We tested for the enrichment of drug targets among collapsing analysis associations using five publicly available lists: a custom list (n = 387; https://raw.githubusercontent.com/ericminikel/drug_target_lof/master/data/drugbank/drug_gene_match.tsv) that was originally derived from DrugBank59, and another four lists6 that were originally derived from the Informa Pharmaprojects database46. These four lists included drug targets from their latest stages of clinical trials, labelled as ‘Approved’ (n = 2,620), ‘Phase I Clinical Trial’ (n = 3,365), ‘Phase II Clinical Trial’ (n = 5,479) and ‘Phase III Clinical Trial’ (n = 1,233).

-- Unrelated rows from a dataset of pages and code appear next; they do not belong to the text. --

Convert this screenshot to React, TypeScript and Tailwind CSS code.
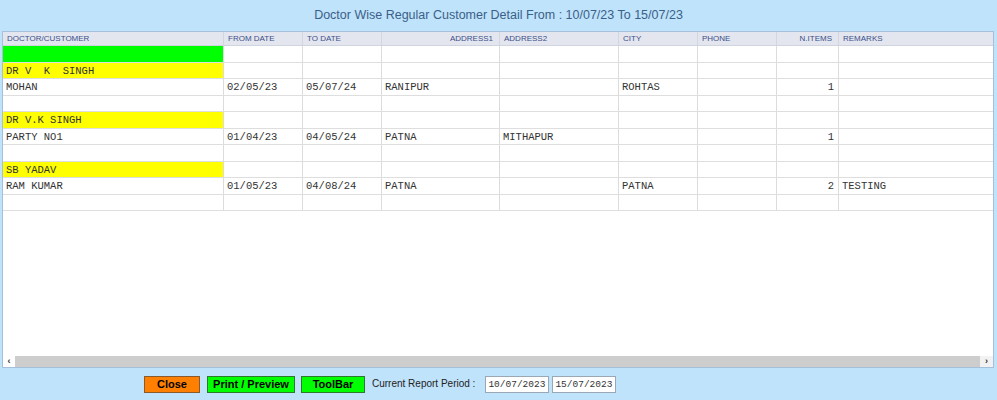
import React from "react";

type Row = { kind: "green" | "yellow" | "data" | "empty"; cells?: string[]; name?: string };

const rows: Row[] = [
  { kind: "green" },
  { kind: "yellow", name: "DR V  K  SINGH" },
  { kind: "data", cells: ["MOHAN", "02/05/23", "05/07/24", "RANIPUR", "", "ROHTAS", "", "1", ""] },
  { kind: "empty" },
  { kind: "yellow", name: "DR V.K SINGH" },
  { kind: "data", cells: ["PARTY NO1", "01/04/23", "04/05/24", "PATNA", "MITHAPUR", "", "", "1", ""] },
  { kind: "empty" },
  { kind: "yellow", name: "SB YADAV" },
  { kind: "data", cells: ["RAM KUMAR", "01/05/23", "04/08/24", "PATNA", "", "PATNA", "", "2", "TESTING"] },
  { kind: "empty" },
];

const headers = ["DOCTOR/CUSTOMER", "FROM DATE", "TO DATE", "ADDRESS1", "ADDRESS2", "CITY", "PHONE", "N.ITEMS", "REMARKS"];
const rightAligned = [false, false, false, true, false, false, false, true, false];
const gridCols = "grid grid-cols-[220px_79px_79px_118px_119px_79px_79px_62px_1fr]";
const mono = { fontFamily: "'Liberation Mono', 'Courier New', monospace" };

export default function App() {
  return (
    <div className="w-[997px] h-[400px] bg-[#bfe3fb] flex flex-col overflow-hidden" style={{ fontFamily: "'Liberation Sans', Arial, sans-serif" }}>
      <div className="h-[31px] flex items-center justify-center text-[12.5px] text-[#3b6088]">
        Doctor Wise Regular Customer Detail From : 10/07/23 To 15/07/23
      </div>
      <div className="ml-[2px] w-[992px] h-[337px] border border-[#a7bfd8] bg-white flex flex-col">
        <div className={`${gridCols} h-[14px] bg-[#e4e6ef] border-b border-[#d0d4de]`}>
          {headers.map((h, i) => (
            <div
              key={h}
              className={`text-[8px] leading-[13px] text-[#3a4f8a] ${i > 0 ? "border-l border-[#d3d6df]" : ""} ${rightAligned[i] ? "text-right pr-[6px]" : "pl-[4px]"}`}
            >
              {h}
            </div>
          ))}
        </div>
        {rows.map((r, ri) => {
          const cells: string[] =
            r.kind === "data" ? r.cells! : r.kind === "yellow" ? [r.name!, "", "", "", "", "", "", "", ""] : ["", "", "", "", "", "", "", "", ""];
          return (
            <div key={ri} className={`${gridCols} h-[16.5px] border-b border-[#dedede]`}>
              {cells.map((c, i) => {
                let bg = "";
                if (i === 0 && r.kind === "green") bg = "bg-[#00ff00]";
                if (i === 0 && r.kind === "yellow") bg = "bg-[#ffff00]";
                const right = i === 7;
                return (
                  <div
                    key={i}
                    className={`whitespace-pre text-[10.5px] leading-[16px] text-[#333333] overflow-hidden ${bg} ${i > 0 ? "border-l border-[#dcdcdc]" : ""} ${right ? "text-right pr-[4px]" : "pl-[3px]"}`}
                    style={mono}
                  >
                    {c}
                  </div>
                );
              })}
            </div>
          );
        })}
        <div className="flex-1" />
        <div className="h-[11px] bg-[#cdcdcd] flex items-center justify-between">
          <div className="w-[12px] h-[11px] bg-white flex items-center justify-center text-[9px] font-bold text-[#333]">‹</div>
          <div className="w-[13px] h-[11px] bg-[#f2f2f2] flex items-center justify-center text-[9px] font-bold text-[#333]">›</div>
        </div>
      </div>
      <div className="flex items-center h-[32px] pl-[144px]">
        <button className="w-[56px] h-[17px] bg-[#ff8000] border border-[#8a5a2a] text-[11px] font-bold text-black leading-none">Close</button>
        <button className="ml-[7px] w-[88px] h-[17px] bg-[#00ff00] border border-[#2d7a2d] text-[11px] font-bold text-black leading-none">Print / Preview</button>
        <button className="ml-[6px] w-[64px] h-[17px] bg-[#00ff00] border border-[#2d7a2d] text-[11px] font-bold text-black leading-none">ToolBar</button>
        <span className="ml-[7px] text-[10px] text-[#222] mt-[-2px]">Current Report Period :</span>
        <div className="ml-[10px] w-[64px] h-[17px] bg-white border border-[#9aa7b5] text-[9.5px] leading-[15px] pl-[2px] text-[#333]" style={mono}>10/07/2023</div>
        <div className="ml-[3px] w-[64px] h-[17px] bg-white border border-[#9aa7b5] text-[9.5px] leading-[15px] pl-[2px] text-[#333]" style={mono}>15/07/2023</div>
      </div>
    </div>
  );
}
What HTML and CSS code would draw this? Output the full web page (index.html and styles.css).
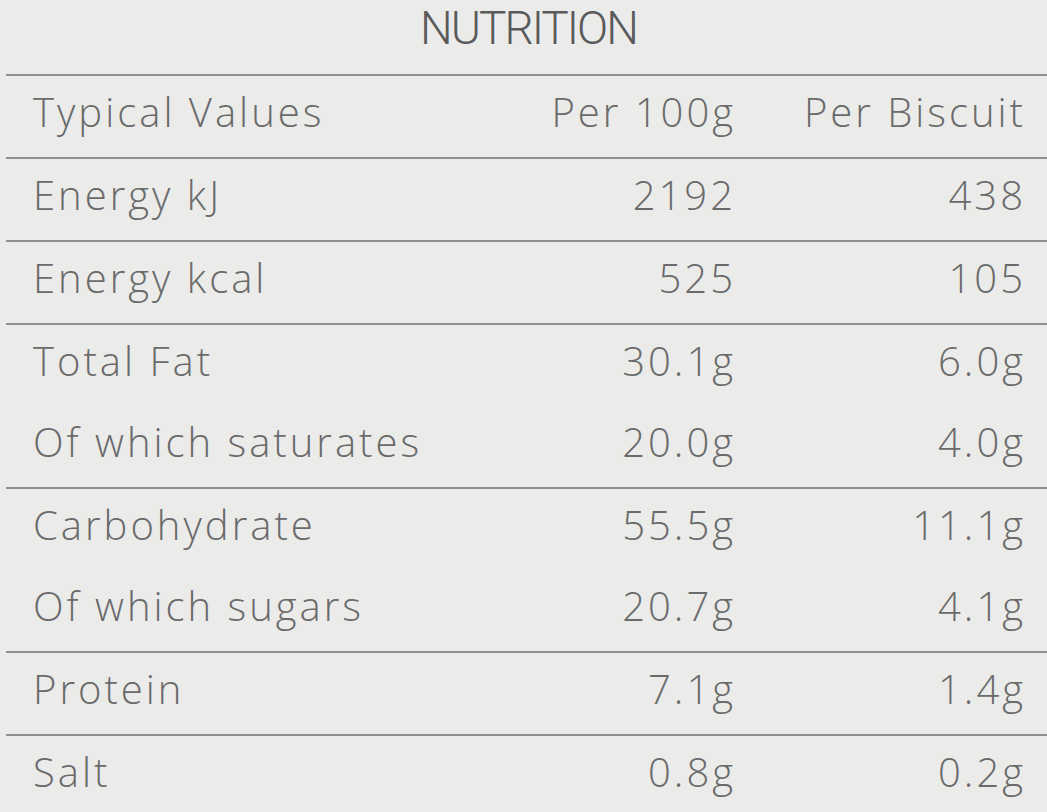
FILE: index.html
```html
<!DOCTYPE html>
<html>
<head>
<meta charset="utf-8">
<link rel="stylesheet" href="styles.css">
</head>
<body>
<div class="label">
  <h1 class="title">NUTRITION</h1>
  <div class="table">
    <div class="group">
      <div class="row"><span class="name">Typical Values</span><span class="val">Per 100g</span><span class="val">Per Biscuit</span></div>
    </div>
    <div class="group">
      <div class="row"><span class="name">Energy kJ</span><span class="val">2192</span><span class="val">438</span></div>
    </div>
    <div class="group">
      <div class="row"><span class="name">Energy kcal</span><span class="val">525</span><span class="val">105</span></div>
    </div>
    <div class="group">
      <div class="row"><span class="name">Total Fat</span><span class="val">30.1g</span><span class="val">6.0g</span></div>
      <div class="row"><span class="name">Of which saturates</span><span class="val">20.0g</span><span class="val">4.0g</span></div>
    </div>
    <div class="group">
      <div class="row"><span class="name">Carbohydrate</span><span class="val">55.5g</span><span class="val">11.1g</span></div>
      <div class="row"><span class="name">Of which sugars</span><span class="val">20.7g</span><span class="val">4.1g</span></div>
    </div>
    <div class="group">
      <div class="row"><span class="name">Protein</span><span class="val">7.1g</span><span class="val">1.4g</span></div>
    </div>
    <div class="group">
      <div class="row"><span class="name">Salt</span><span class="val">0.8g</span><span class="val">0.2g</span></div>
    </div>
  </div>
</div>
</body>
</html>
```
FILE: styles.css
```css
html, body {
  margin: 0;
  padding: 0;
  background: #ebebea;
  overflow: hidden;
}
.label {
  width: 1047px;
  height: 812px;
  background: #ebebea;
}
.title {
  margin: 0;
  height: 74px;
  box-sizing: border-box;
  padding-top: 3px;
  padding-left: 10px;
  text-align: center;
  font-family: Roboto, "Liberation Sans", sans-serif;
  font-weight: 300;
  font-size: 46px;
  line-height: 50px;
  letter-spacing: -2px;
  color: #5a5a5a;
}
.table {
  margin-left: 6px;
}
.group {
  border-top: 2px solid #8e8e8c;
}
.row {
  display: grid;
  grid-template-columns: 1fr 200px 290px;
  height: 81px;
  box-sizing: border-box;
  padding: 0 21px 0 27px;
  font-family: "Open Sans", sans-serif;
  font-weight: 300;
  font-size: 40px;
  line-height: 72px;
  letter-spacing: 3px;
  color: #6a6a6a;
}
.val {
  text-align: right;
}
```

For each gene tested in the collapsing analysis, we only retained the most significantly associated phenotype. Distinct gene–phenotype relationships from the collapsing analysis were partitioned into three categories (significant: P < 2 × 10−9 (binary n = 82, quantitative n = 269); suggestive: 2 × 10−9 < P < 1 × 10−7 (binary n = 113, quantitative n = 126); or non-significant: P > 1 × 10−7 (binary n = 18,551, quantitative n = 18,351)). The relationship between drug target status and gene–phenotype significance was assessed using Fisher’s exact test for each gene list. Specifically, for each of the five lists, we created a contingency table that included the number of significant collapsing analysis genes that intersected with the list and the number of genes that did not intersect with the list out of the list of genes tested in the PheWAS (n = 18,762). This was performed for both binary and quantitative traits. We also performed enrichment testing for OMIM32 genes and GWAS Catalog31 significant hits (both last accessed on 14 July 2020). We included the most significant associations per gene for the GWAS analysis.

Ethics reporting

The protocols for UKB are overseen by The UK Biobank Ethics Advisory Committee (EAC); for more information see https://www.ukbiobank.ac.uk/ethics/ and https://www.ukbiobank.ac.uk/wp-content/uploads/2011/05/EGF20082.pdf.

Reporting summary

Further information on research design is available in the Nature Research Reporting Summary linked to this paper.